Though Saundra’s work was full of faith, love and dedication, one of her greatest labors of love was presented to her in the middle of the decade. Her best friend, Victor, was sick with AIDS. Saundra left her job, moved to the Pacific Northwest and became his caregiver for the last six months of his life.
Over a decade of caring and giving might have taken their toll on most people, but not Saundra. After her best friend died, those who loved and respected her work persuaded her to move to New York City, where she lives and works today.
“When I started working with AIDS in 1988, I thought one person could make a difference and help people stay alive and I still feel that way.”
These days, Saundra coordinates the staff and volunteers in the Treatment Education Department at Gay Men’s Health Crisis, a nonprofit organization that assists thousands of people with AIDS in the nation’s biggest metropolitan area. She oversees the unit that provides HIV treatment counseling, presentations, training, workshops and other critical services throughout the five boroughs of the Big Apple.
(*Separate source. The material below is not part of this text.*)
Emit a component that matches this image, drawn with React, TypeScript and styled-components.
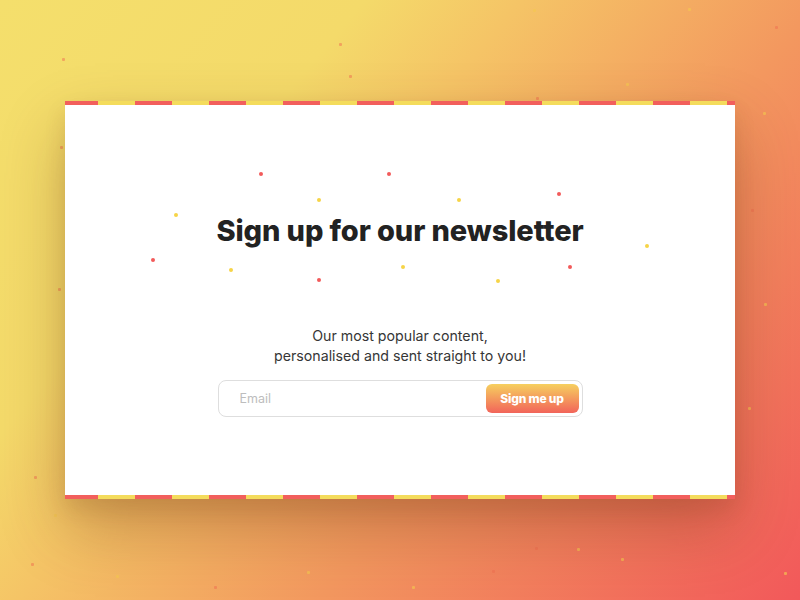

“Treatment isn’t exactly sexy,” she said when asked about the challenges of her job. “Our goal is to stay on the cutting edge. How do we stay fresh, develop a niche? Some of the stuff we do involves getting away from the workshop model altogether.”
Saundra has been at GMHC for nine years, but her enthusiasm for helping others hasn’t waned in the least. Over the years, Saundra has made a comfortable niche in the HIV treatment community and is frequently sought after to present at conferences and workshops throughout the country. She has dedicated her time and knowledge to train health workers and people living with HIV/AIDS in the Black community throughout the U.S. on the science and treatment of HIV.
“I feel very blessed in my experience with HIV. I’ve experienced a lot of viewpoints: being an activist, sitting in and putting my body on the line; volunteering for the Names Project; delivering food; being a paid provider, seeing how clients live with HIV. It’s been an awesome ride. I’m humbled by it every day.”